Where the market fails to provide the services that consumers need, there may well be a case for intervention in the market to promote consumers’ access to financial services. The noble Baroness mentioned that issue in connection with the previous Government’s drive on basic bank accounts. That is rightly the province of government and action needs to be taken. However, I do believe that it is not a matter of regulation. It is a matter of social policy and it is therefore the responsibility of the Government. It is not the job of the FCA to prescribe that there should be universal provision and who should be required to deliver it. That is for the Government.
I will not detain the Committee with the great detail that I could go into of the actions we are taking to promote and extend access to financial services: to boost lending, particularly to small businesses; to nurture and encourage the mutual sector; and to help increase consumers’ capabilities and work with industry to make access to simple products possible. We have touched on some of these issues in considerable detail in the past. There are some areas which my noble friend Lord Sharkey specifically raised, such as bank charges. I draw his attention to the agreement we announced with the banks last November, under which the major personal customer account providers came forward with a new agreement to send text alerts when balances fall below a certain level, and to provide buffer zones and so on. The action there has been significant.
The provision of data is another area which has needed and continues to need attention. It has had some attention. Information is already regularly published concerning lending and the provision of loans and other services in deprived communities. For example, the banks that are members of the British lending task force have publicly committed to continue to publish subregional lending data on an annual basis through the BBA. I could point to a significant number of initiatives. These are things that the Government will continue to work on but they are outside the ambit of the Bill.
Is the Minister aware of the mechanism that has been successful in the United States and how much that is tied to action by the regulator under the Community Reinvestment Act? It is the regulator that has driven that process forward, because only when conditions are met does it give permission for the banks to act in ways for which they need the regulator’s permission. Is he abandoning a tool that we know has been successful?

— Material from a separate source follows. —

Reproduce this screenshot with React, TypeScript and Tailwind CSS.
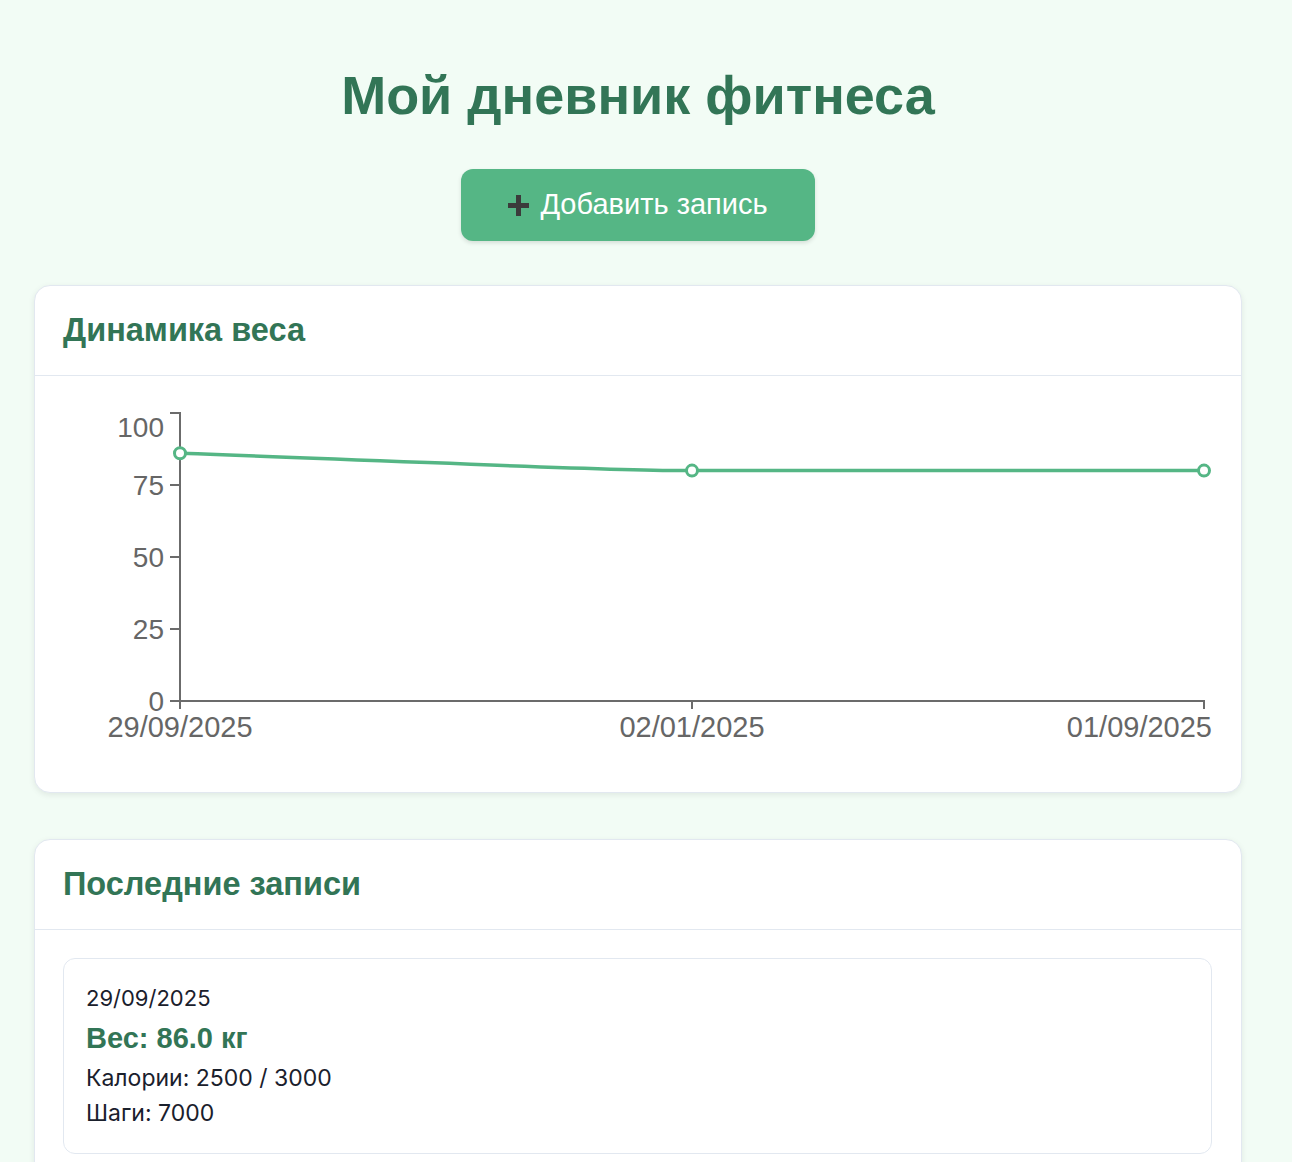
import React from "react";

const GREEN = "#327556";
const LINE = "#55b685";

function Chart() {
  const yTicks = [
    { v: "100", y: 37, ly: 51 },
    { v: "75", y: 109, ly: 109 },
    { v: "50", y: 181, ly: 181 },
    { v: "25", y: 253, ly: 253 },
    { v: "0", y: 325, ly: 325 },
  ];
  const pts = [
    { x: 145, y: 77.3 },
    { x: 657, y: 94.6 },
    { x: 1169, y: 94.6 },
  ];
  return (
    <svg width="1206" height="416" viewBox="0 0 1206 416" className="block">
      <g fontFamily="'Liberation Sans', Arial, sans-serif" fill="#666">
        {yTicks.map((t) => (
          <text key={t.v} x={129} y={t.ly} fontSize="28" textAnchor="end" dominantBaseline="central">
            {t.v}
          </text>
        ))}
        <g fontSize="29">
          <text x={145} y={351} textAnchor="middle" dominantBaseline="central">29/09/2025</text>
          <text x={657} y={351} textAnchor="middle" dominantBaseline="central">02/01/2025</text>
          <text x={1177} y={351} textAnchor="end" dominantBaseline="central">01/09/2025</text>
        </g>
      </g>
      <g stroke="#6b6b6b" strokeWidth="2" fill="none">
        <path d="M135,37 H145 V325 H135" />
        {yTicks.slice(1, 4).map((t) => (
          <path key={t.v} d={`M135,${t.y} H145`} />
        ))}
        <path d="M145,333 V325 H1169 V333" />
        <path d="M657,325 V333" />
      </g>
      <path
        d={`M${pts[0].x},${pts[0].y} C400,86 560,94.6 ${pts[1].x},${pts[1].y} L${pts[2].x},${pts[2].y}`}
        stroke={LINE}
        strokeWidth="3.5"
        fill="none"
      />
      {pts.map((p, i) => (
        <circle key={i} cx={p.x} cy={p.y} r="5.5" fill="#fff" stroke={LINE} strokeWidth="3" />
      ))}
    </svg>
  );
}

function Card({ title, children }: { title: string; children: React.ReactNode }) {
  return (
    <div className="bg-white border border-[#e2e8f0] rounded-[16px] shadow-[0_2px_6px_rgba(0,0,0,0.08)] overflow-hidden">
      <div className="h-[90px] flex items-center px-[28px] border-b border-[#e2e8f0]">
        <h2
          className="text-[32.5px] font-bold"
          style={{ color: GREEN, fontFamily: "'Liberation Sans', Arial, sans-serif" }}
        >
          {title}
        </h2>
      </div>
      {children}
    </div>
  );
}

export default function App() {
  return (
    <div className="min-h-[1162px] bg-[#f2fcf5]">
      <div className="w-[1276px] px-[34px] pb-10">
        <h1
          className="text-center text-[54px] font-bold leading-none pt-[68px] text-[#327556]"
          style={{ fontFamily: "'Liberation Sans', Arial, sans-serif" }}
        >
          Мой дневник фитнеса
        </h1>
        <div className="flex justify-center mt-[47px]">
          <button
            className="w-[354px] h-[72px] rounded-[12px] bg-[#55b685] text-white text-[29px] flex items-center justify-center gap-[11px] shadow-[0_2px_4px_rgba(0,0,0,0.12)]"
            style={{ fontFamily: "'Liberation Sans', Arial, sans-serif" }}
          >
            <svg width="21" height="21" viewBox="0 0 21 21">
              <rect x="8" y="0" width="5" height="21" fill="#3b3b3b" />
              <rect x="0" y="8" width="21" height="5" fill="#3b3b3b" />
            </svg>
            <span>Добавить запись</span>
          </button>
        </div>

        <div className="mt-[44px]">
          <Card title="Динамика веса">
            <Chart />
          </Card>
        </div>

        <div className="mt-[46px]">
          <Card title="Последние записи">
            <div className="p-[28px] pr-[29px]">
              <div
                className="border border-[#e2e8f0] rounded-[12px] pt-[24px] pb-[25px] px-[22px] text-[#1a202c]"
                style={{ fontFamily: "Inter, 'Liberation Sans', sans-serif" }}
              >
                <div className="text-[22px] leading-[30px]">29/09/2025</div>
                <div
                  className="mt-[10px] text-[29px] leading-[30px] font-bold"
                  style={{ color: GREEN, fontFamily: "'Liberation Sans', Arial, sans-serif" }}
                >
                  Вес: 86.0 кг
                </div>
                <div className="mt-[10px] text-[23px] leading-[30px]">Калории: 2500 / 3000</div>
                <div className="mt-[5px] text-[23px] leading-[30px]">Шаги: 7000</div>
              </div>
            </div>
          </Card>
        </div>
      </div>
    </div>
  );
}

No, we are not abandoning a tool; partly because in this country, of course, we do not have the tool. However, I think it would be perfectly feasible for the Government, essentially as a matter of social policy, to decide on any number of actions that might require the regulators to play a part in implementing them. I do not believe that anything in the Bill would rule that out. That is quite different.
The American example shows that the right way to go is through a focused decision by the Government or a specific piece of legislation that tackles this issue, which may then impose responsibilities on the regulator. That is quite a different matter from giving the FCA a very general power to take on itself a responsibility that is rightly the responsibility of the Government.
It will not surprise the Committee if I say, in respect of Amendments 102, 118AA and 121, which seek to give the FCA this new deprived communities objective, that for the reasons I have given I do not think they are appropriate and I cannot support them.
Amendment 104AA also seeks to ensure that the FCA has regard to the issue of consumers’ ability to access affordable and appropriate products that meet their needs. It does that by seeking to add access to the list of matters to which the FCA must have regard in discharging its general functions. The “have regard” provisions that are currently listed there include only financial crime and the regulatory principles. That is why I cannot support the amendment. I cannot agree that the FCA should be required to have regard to something that it is not responsible for. This is the important distinction between financial crime, for which the FCA is responsible and which is listed in proposed new Section 1B, and access, which is not.
Amendments 108A and 108B seek to ensure that the FCA considers access when advancing its consumer protection objective by adding,
“the ease with which consumers can access regulated financial services that meet their needs”,
to the list of matters to which it must have regard in assessing what constitutes,
“an appropriate degree of protection for consumers”.
I have already set out why I cannot support these amendments, which seek to give the FCA a formal role in promoting access, but I will remind the Committee of the kind of considerations that the FCA will take into account when advancing its consumer protection objective to help consumers. The FCA must have regard to consumers’ differing experience and expertise and to their needs for timely, accurate and fit-for-purpose information. The FCA must therefore consider whether vulnerable or marginalised consumers engaging with financial services may need additional information, protection or support. The FCA’s consumer protection operational objective provides the mandate for the regulator to design a regulatory regime that delivers this.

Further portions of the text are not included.